Con todo, para mí lo peor del libro son sus fallos desde el punto de vista literario. Tal vez la prosa que emplea Aldiss sea lírica y complaciente en exceso (personalmente me recuerda a la de Robert Silverberg en sus momentos más bajos), pero si conseguimos acostumbrarnos a ella sirve para seguir razonablemente la lectura. El problema es la cantidad de espacio que Aldiss gasta sin necesidad alguna (piénsese por ejemplo en las más de cien que dedica a un preludio del que en realidad luego sólo tomará un par de acontecimientos y un único personaje; un escritor más capaz y más interesado en entretener al lector lo habría despachado como mucho en la décima parte de espacio). Por si fuera poco, a menudo su atención se detiene profusamente en acontecimientos menores de personajes teóricamente secundarios, echando así por tierra cualquier control sobre el ritmo narrativo. Y cuando lleva ya cuatrocientas páginas sin realmente entrar a fondo en nada, de repente se da cuenta de todo lo que se ha extendido de más hasta entonces, y acelera descaradamente el ritmo, lo que provoca que el tramo final desentone por completo con los cuatro quintos anteriores.

Relacionado con lo anterior, otro defecto doloroso es el desaprovechamiento absoluto de la línea narrativa que le ofrece el Avernus, la estación orbital desde la que una misión terrestre observa Heliconia.
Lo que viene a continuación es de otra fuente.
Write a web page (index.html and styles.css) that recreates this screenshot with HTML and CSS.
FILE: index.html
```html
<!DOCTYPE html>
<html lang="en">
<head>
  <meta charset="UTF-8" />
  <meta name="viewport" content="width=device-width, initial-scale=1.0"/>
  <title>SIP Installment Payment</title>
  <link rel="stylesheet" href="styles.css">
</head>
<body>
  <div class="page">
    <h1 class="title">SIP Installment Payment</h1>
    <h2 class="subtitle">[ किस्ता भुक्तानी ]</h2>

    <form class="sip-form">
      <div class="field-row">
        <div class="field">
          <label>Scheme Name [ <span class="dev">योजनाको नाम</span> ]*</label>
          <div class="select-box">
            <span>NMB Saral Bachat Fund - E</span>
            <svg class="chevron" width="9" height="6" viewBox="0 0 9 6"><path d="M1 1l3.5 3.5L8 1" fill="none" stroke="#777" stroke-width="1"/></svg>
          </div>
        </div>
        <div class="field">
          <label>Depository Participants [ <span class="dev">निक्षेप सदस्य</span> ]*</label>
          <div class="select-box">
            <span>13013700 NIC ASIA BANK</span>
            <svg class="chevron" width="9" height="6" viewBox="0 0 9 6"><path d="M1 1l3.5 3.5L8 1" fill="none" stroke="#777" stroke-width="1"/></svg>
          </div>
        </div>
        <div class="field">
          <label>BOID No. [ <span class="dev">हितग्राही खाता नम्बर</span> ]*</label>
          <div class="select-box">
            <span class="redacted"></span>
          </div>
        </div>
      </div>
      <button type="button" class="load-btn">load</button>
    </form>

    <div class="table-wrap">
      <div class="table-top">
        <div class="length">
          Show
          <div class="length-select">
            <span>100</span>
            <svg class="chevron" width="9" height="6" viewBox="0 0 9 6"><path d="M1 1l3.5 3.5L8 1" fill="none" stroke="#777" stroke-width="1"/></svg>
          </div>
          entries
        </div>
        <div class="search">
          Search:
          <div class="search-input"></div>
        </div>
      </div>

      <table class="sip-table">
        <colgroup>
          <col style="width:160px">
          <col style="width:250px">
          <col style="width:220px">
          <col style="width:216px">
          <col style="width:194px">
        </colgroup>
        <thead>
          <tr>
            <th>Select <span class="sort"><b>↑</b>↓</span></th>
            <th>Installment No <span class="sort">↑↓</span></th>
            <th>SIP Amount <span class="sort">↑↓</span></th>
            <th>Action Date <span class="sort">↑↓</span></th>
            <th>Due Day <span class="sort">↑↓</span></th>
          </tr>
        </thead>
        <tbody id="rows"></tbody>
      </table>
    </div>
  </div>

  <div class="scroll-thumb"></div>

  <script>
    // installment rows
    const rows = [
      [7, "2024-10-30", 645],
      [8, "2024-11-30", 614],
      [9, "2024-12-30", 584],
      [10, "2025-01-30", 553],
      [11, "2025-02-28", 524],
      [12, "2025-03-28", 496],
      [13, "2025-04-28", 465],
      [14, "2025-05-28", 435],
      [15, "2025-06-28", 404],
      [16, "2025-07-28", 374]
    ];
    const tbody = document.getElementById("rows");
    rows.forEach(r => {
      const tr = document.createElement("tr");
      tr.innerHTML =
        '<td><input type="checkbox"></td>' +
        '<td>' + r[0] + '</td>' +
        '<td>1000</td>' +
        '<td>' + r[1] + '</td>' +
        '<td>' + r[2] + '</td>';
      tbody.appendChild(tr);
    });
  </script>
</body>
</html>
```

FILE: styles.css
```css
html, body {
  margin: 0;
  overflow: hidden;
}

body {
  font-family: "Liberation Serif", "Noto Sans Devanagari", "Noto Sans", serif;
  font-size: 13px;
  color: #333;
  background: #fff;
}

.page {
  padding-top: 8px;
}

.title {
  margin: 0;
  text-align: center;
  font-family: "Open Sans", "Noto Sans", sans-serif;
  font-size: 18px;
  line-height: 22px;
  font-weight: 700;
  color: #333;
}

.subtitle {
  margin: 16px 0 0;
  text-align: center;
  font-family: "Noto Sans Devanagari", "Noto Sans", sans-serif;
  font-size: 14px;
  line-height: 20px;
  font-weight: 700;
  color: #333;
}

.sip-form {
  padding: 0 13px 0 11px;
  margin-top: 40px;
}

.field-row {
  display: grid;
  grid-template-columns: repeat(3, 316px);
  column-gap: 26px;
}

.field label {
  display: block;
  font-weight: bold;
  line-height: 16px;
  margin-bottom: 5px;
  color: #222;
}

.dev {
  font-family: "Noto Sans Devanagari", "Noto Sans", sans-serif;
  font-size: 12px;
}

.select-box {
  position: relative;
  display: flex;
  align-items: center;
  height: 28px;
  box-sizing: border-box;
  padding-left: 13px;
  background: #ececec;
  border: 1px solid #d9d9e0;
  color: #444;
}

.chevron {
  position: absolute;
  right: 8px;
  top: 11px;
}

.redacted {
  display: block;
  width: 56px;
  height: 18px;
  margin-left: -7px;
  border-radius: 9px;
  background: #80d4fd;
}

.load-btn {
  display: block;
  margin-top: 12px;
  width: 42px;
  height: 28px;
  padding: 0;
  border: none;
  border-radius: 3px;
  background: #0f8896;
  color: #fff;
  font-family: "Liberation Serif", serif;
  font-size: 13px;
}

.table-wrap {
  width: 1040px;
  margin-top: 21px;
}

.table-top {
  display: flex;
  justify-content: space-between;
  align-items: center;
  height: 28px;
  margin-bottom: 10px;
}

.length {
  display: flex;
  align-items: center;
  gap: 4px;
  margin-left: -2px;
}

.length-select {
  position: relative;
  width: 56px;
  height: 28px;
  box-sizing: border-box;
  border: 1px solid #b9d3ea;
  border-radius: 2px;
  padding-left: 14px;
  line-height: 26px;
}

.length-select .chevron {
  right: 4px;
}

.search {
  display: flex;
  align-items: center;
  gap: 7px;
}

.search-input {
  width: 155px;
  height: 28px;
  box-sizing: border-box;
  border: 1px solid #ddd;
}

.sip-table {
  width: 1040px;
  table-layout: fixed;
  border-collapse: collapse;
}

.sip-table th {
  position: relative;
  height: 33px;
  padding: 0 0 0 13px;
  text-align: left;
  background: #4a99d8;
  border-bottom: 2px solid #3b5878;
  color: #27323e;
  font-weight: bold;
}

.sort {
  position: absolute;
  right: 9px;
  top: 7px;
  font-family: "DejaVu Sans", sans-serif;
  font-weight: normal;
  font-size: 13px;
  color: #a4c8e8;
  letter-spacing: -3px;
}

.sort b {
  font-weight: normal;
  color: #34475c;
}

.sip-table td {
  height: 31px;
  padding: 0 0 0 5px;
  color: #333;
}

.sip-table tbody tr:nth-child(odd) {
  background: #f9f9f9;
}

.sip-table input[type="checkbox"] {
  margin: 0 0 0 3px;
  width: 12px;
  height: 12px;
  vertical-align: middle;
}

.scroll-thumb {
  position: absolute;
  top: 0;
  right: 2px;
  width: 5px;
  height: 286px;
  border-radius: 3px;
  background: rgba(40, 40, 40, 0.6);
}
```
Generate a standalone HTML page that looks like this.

Ahí estaba el filón de la novela: en la interpretación en tiempo real de lo observado, en los contrastes con los humanos terrestres, incluso el propósio real de esa expedición. Pero, tristamente, Aldiss la minusvalora tanto que al final parece que el objetivo de la misión fuera simplemente transmitir un serial de telerrealidad por entregas a la aburrida población humana del futuro.

Otros defectos menores pero perceptibles son el uso arbitrario que realiza el escritor de especies inteligentes que van interaccionando con los humanos según la escritura avanza y cree necesitarlas (algunas surgen tan tarde y se describen tan de refilón que la inmensa mayoría de los lectores de la novela sería incapaz de listar todas ellas), una sociedad humana en Oldorando (la villa en la que vive el grueso de los personajes) demasiado parecida a la europea de la Baja Edad Media (podemos mencionar desde el expolio de las ruinas "romanas" hasta la aparición de gremios o la devastación de la peste), unos personajes mayoritariamente arquetípicos y poco originales (la sacerdotisa incomprendida, el gobernante bárbaro, el comerciante sin escrúpulos...) y el discreto aprovechamiento de los episodios dramáticos.

El desenlace, lastrado por ese acelerón que le impide dimensionar convenientemente todos los actores que entran en juego el día del eclipse, apenas sirve para atar cabos de algunos personajes y cerrar determinadas situaciones (hasta el inusitado extremo de dedicar una única frase al destino final de Oldorando). Ni siquiera logra fomentar el interés por la lectura de una segunda parte que evidentemente Aldiss ya tenía en mente, y que, como comprenderán si han llegado hasta aquí, nunca me animé a leer.